(Leo Almeida)
Há alguns minutos conversam nada discretamente. Riem alto, 
falam alto. Contei, lá se foram dois cigarros bem tragados e, depois, 
jogados na calçada. Acabou de acender o terceiro. Que coisa feia! Penso 
com meus eus encalacrados. Refiro-me aos maus modos do mais alto deles, o
 fumante, um sujeito grande, corpanzil bronzeado, muitos pêlos e 
conversa esperta. O mais baixo é calvo, sunga preta, sem camisa, 
sandália de dedo. Presumo que veio da praia, tem areia nas canelas 
brancas. O outro, o fumante de maus hábitos, tem cabelos grisalhos, 
amarrados, num rabo de cavalo prateado. Usa uma pulseira de couro. A 
testa, muito vermelha, avança no território capilar, como terra 
devastada por madeireiros inescrupulosos. Me pego sorrindo com essa 
ideia estapafúrdia do desmatamento capilar do sujeito, que também usa 
uma sunga, vermelha, velhinha, pois um pouco desbotada. Juntos, presumo,
 devem somar bons 120 anos de praia. Muita história pra contar. Muita 
maresia. Enquanto trocava a bateria de meu relógio, num chaveiro na 
esquina da Paula Freitas com Nossa Senhora de Copacabana, fiquei 
observando o papo daqueles dois velhos meninos do Rio. A conversa passou
 do futebol para a política e dessa para o jogo do bicho, que o mais 
baixo deles tinha faturado. Coisa pouca, ele disse, mas dá para umas 
“cervas” no Real Chopp. O outro, que descobri chamar-se Roberto, ou 
Alberto, ou Gilberto, pois o tratavam simplesmente como Beto, tinha uma 
tatuagem no braço esquerdo e era torcedor do Fluminense, denunciava-o a 
camisa tricolor repousando no ombro. Pés descalços. Era cumprimentado 
por grande parte dos transeuntes, razão pela qual deduzi que devia morar
 ali pertinho.
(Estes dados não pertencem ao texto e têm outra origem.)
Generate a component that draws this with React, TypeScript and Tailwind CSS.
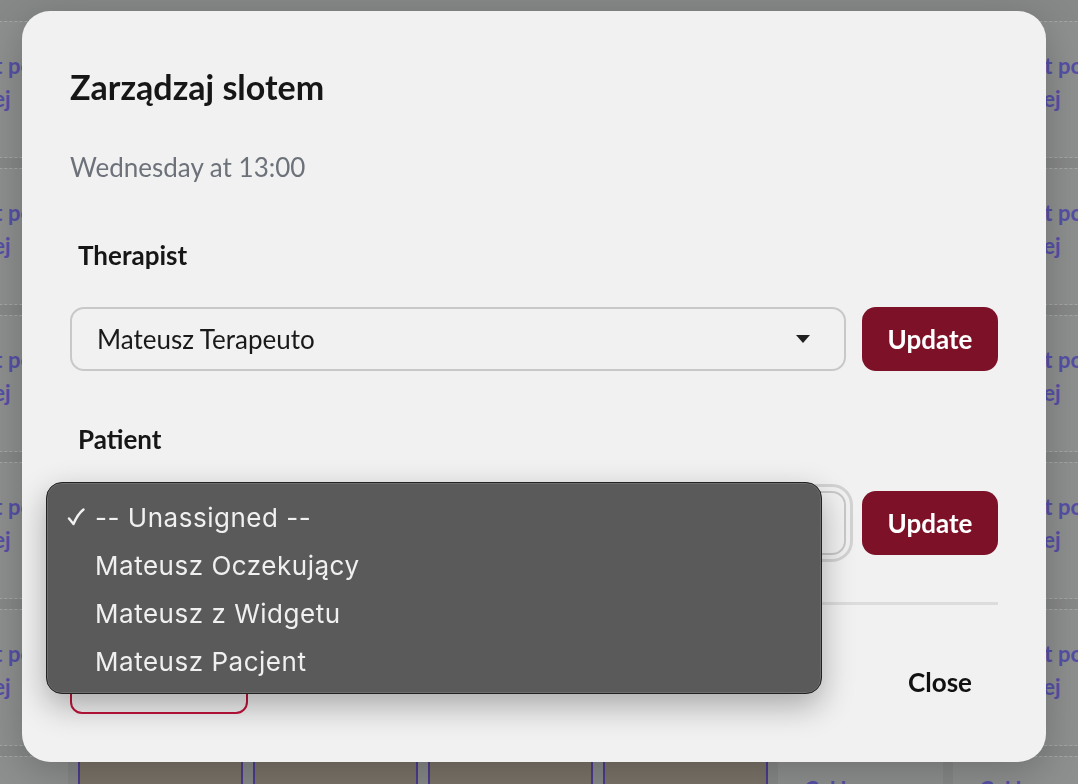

Parecia mesmo estar no quintal de casa, tal a 
desenvoltura exibida em plena calçada. Aparentavam ser amigos há 
séculos, mas isso não me dá certeza alguma, pois o carioca, quando 
conversa, passa a boa impressão de te conhecer há séculos. Mas eu 
preferi investir na ideia de que eram realmente amigos de antigos 
carnavais. O mais baixo, no segundo casamento, quatro filhos. O 
cabeludo, 4 casamentos e várias aventuras que lhe renderam filhos 
espalhados pela Penha, Campo Grande e Niterói, mora com a mãe e um 
cachorro viralata, batizado Lennon. Aposentou-se recentemente e 
complementa os seus parcos rendimentos com a pensão que a mãe recebe 
como viúva de militar. Combinam um vôlei no Posto 3 “qualquer hora 
dessas” e sabem que não vão mesmo jogar essa partida, em hora alguma. 
Despedem-se com um abraço meio sem jeito, cheio de areia e suor e, tenho
 toda certeza, saudade sincera dos meninos que um dia foram.